War on Drugs – Afghanistan considered

Ian Young Addiction Treatment, Alcohol, Alcohol Addiction, Alcohol Intervention, Alcohol Treatment, Confronting Addiction, Drug Addiction, Drug Intervention, Drug Treatment, Giving Up Alcohol, Intervention, Treatment for Addiction, War on Drugs


I’ve been thinking about the War on Drugs in Afghanistan after watching a Channel 4 Documentary http://www.channel4.com/programmes/our-drugs-war/episode-guide/series-1/episode-3 presented very fairly by Angus Macqueen.

It was the final thoughts shared by an Afghanistan civilian that has left an uncomfortable thought swirling around my head. He shared (I’m paraphrasing here) that it was the responsibility of the Western Governments to control their own populations’ hunger for the supply of heroin, and not right that the Western Governments should focus their efforts on attacking the working classes in Afghanistan who are just trying to feed their families, as an attempt to eradicate production of the Poppy crop, and cease the fabrication of heroin ready for exportation.

When a night guard is judged in an American and British sponsored Court, he is   handed down 16 years imprisonment and a $25,000 fine as punishment, despite being simply the man caught with the whole warehouse stock when the Police raided in the middle of the night. He was simply carrying out his $2 an hour job,, while everyone else really responsible was at home in bed, sleeping. You know this really is a miscarriage of justice.

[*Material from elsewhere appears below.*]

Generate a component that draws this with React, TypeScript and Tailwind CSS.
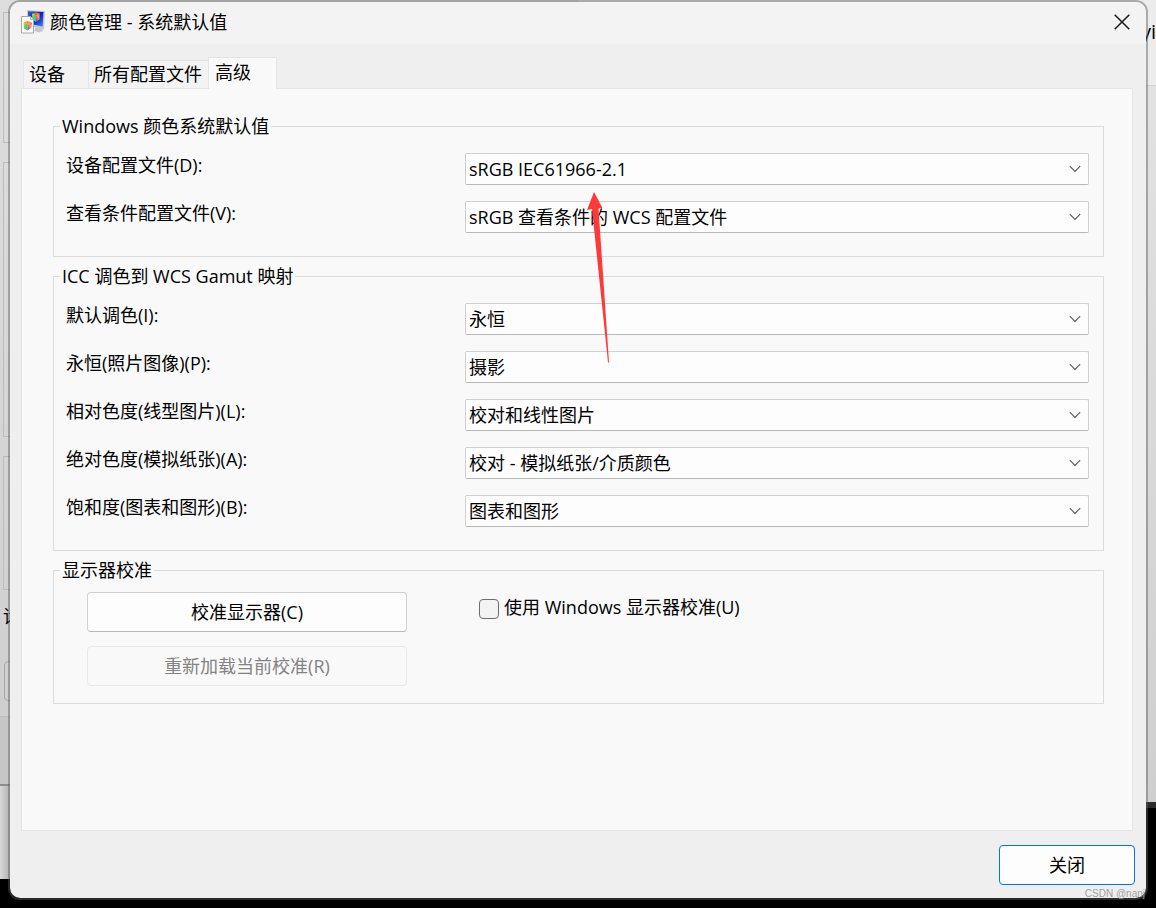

My thoughts turn to the reason we believe or we’re told that we’re in Afghanistan – fighting the Taliban. But actually, whilst we’re there supposedly helping install a safer, democratic Government, we seem to be making so many new enemies that it’s no surprise more Afghanistanies are joining the Armed Taliban – they appear to offer salvation, security and a future not controlled by the meddling Western Governments, who are currently putting the population into poverty – with unemployment already running at 60%!

So let’s spin it around.

What if we were to mind our own countries affairs internally and begin to ask ourselves why we generate so many consumers of heroin to make the foreign farmers take such risks to produce it?

How can we drive demand for heroin down?

I’m not really talking about better policing of drug users in the UK, but more I’m thinking about my own experiences, and how if everyone else was allowed similar opportunities for experimentation and then the appropriate support to help stop once stopping becomes an option, then we may begin to see a slight change in attitude. We may begin to see much shorter lengths of addictions and see more people returning to a place of contribution to society, rather than continuing to rely upon Welfare benefits for another “hit”.

You see, for me, the really interesting dimension towards driving the demand down, would be the inspirational model of one recovered junkie sharing with another, the new found freedom they feel drug free. A spiritual dimension.

Is our population ready for a spiritual dimension and healing verses a criminal and debilitating addictive culture, with massive negative consequences throughout the world in places such as Afghanistan?